→ STATED PROBLEM
Beneath this sentence is a set of records; write each of them out exactly.

→ DATA LINES
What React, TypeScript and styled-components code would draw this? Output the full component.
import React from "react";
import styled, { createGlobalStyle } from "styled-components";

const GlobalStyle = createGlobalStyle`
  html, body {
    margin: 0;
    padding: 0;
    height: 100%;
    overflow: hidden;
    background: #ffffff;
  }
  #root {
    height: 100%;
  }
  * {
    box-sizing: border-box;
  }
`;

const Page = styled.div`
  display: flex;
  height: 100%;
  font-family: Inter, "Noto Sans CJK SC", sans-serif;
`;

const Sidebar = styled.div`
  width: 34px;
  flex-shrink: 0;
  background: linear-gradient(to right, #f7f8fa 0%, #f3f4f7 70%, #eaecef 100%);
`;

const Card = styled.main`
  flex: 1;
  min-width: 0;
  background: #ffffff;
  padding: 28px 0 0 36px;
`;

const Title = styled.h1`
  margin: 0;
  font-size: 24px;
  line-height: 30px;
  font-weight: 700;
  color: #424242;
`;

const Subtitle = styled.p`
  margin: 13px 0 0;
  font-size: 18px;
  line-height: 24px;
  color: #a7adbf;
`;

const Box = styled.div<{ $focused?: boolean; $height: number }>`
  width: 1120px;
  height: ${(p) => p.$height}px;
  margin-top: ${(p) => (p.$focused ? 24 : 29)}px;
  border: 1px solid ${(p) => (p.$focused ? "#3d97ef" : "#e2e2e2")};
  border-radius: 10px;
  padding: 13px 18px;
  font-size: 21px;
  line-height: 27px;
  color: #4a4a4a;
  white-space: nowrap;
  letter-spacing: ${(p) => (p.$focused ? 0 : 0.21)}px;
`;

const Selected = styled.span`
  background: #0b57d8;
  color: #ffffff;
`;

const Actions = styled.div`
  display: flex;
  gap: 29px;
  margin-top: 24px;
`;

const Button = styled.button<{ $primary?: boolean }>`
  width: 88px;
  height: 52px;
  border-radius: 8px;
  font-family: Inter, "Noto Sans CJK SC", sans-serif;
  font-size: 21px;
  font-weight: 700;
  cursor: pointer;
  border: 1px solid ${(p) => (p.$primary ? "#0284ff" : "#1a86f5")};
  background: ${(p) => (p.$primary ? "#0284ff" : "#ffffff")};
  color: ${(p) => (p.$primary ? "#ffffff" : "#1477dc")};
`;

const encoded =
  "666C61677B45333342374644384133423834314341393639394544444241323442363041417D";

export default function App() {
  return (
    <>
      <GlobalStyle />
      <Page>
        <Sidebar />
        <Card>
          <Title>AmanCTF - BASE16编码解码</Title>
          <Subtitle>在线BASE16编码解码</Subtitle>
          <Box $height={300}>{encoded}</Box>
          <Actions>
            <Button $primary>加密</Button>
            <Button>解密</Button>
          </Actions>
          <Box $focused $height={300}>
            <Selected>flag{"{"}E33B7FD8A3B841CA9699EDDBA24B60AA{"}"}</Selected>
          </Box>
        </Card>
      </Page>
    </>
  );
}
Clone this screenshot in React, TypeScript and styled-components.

→ RESULT OF THIS TASK
What React, TypeScript and styled-components code would draw this? Output the full component.
import React from "react";
import styled, { createGlobalStyle } from "styled-components";

const GlobalStyle = createGlobalStyle`
  html, body {
    margin: 0;
    padding: 0;
    height: 100%;
    overflow: hidden;
    background: #ffffff;
  }
  #root {
    height: 100%;
  }
  * {
    box-sizing: border-box;
  }
`;

const Page = styled.div`
  display: flex;
  height: 100%;
  font-family: Inter, "Noto Sans CJK SC", sans-serif;
`;

const Sidebar = styled.div`
  width: 34px;
  flex-shrink: 0;
  background: linear-gradient(to right, #f7f8fa 0%, #f3f4f7 70%, #eaecef 100%);
`;

const Card = styled.main`
  flex: 1;
  min-width: 0;
  background: #ffffff;
  padding: 28px 0 0 36px;
`;

const Title = styled.h1`
  margin: 0;
  font-size: 24px;
  line-height: 30px;
  font-weight: 700;
  color: #424242;
`;

const Subtitle = styled.p`
  margin: 13px 0 0;
  font-size: 18px;
  line-height: 24px;
  color: #a7adbf;
`;

const Box = styled.div<{ $focused?: boolean; $height: number }>`
  width: 1120px;
  height: ${(p) => p.$height}px;
  margin-top: ${(p) => (p.$focused ? 24 : 29)}px;
  border: 1px solid ${(p) => (p.$focused ? "#3d97ef" : "#e2e2e2")};
  border-radius: 10px;
  padding: 13px 18px;
  font-size: 21px;
  line-height: 27px;
  color: #4a4a4a;
  white-space: nowrap;
  letter-spacing: ${(p) => (p.$focused ? 0 : 0.21)}px;
`;

const Selected = styled.span`
  background: #0b57d8;
  color: #ffffff;
`;

const Actions = styled.div`
  display: flex;
  gap: 29px;
  margin-top: 24px;
`;

const Button = styled.button<{ $primary?: boolean }>`
  width: 88px;
  height: 52px;
  border-radius: 8px;
  font-family: Inter, "Noto Sans CJK SC", sans-serif;
  font-size: 21px;
  font-weight: 700;
  cursor: pointer;
  border: 1px solid ${(p) => (p.$primary ? "#0284ff" : "#1a86f5")};
  background: ${(p) => (p.$primary ? "#0284ff" : "#ffffff")};
  color: ${(p) => (p.$primary ? "#ffffff" : "#1477dc")};
`;

const encoded =
  "666C61677B45333342374644384133423834314341393639394544444241323442363041417D";

export default function App() {
  return (
    <>
      <GlobalStyle />
      <Page>
        <Sidebar />
        <Card>
          <Title>AmanCTF - BASE16编码解码</Title>
          <Subtitle>在线BASE16编码解码</Subtitle>
          <Box $height={300}>{encoded}</Box>
          <Actions>
            <Button $primary>加密</Button>
            <Button>解密</Button>
          </Actions>
          <Box $focused $height={300}>
            <Selected>flag{"{"}E33B7FD8A3B841CA9699EDDBA24B60AA{"}"}</Selected>
          </Box>
        </Card>
      </Page>
    </>
  );
}
Clone this screenshot in React, TypeScript and styled-components.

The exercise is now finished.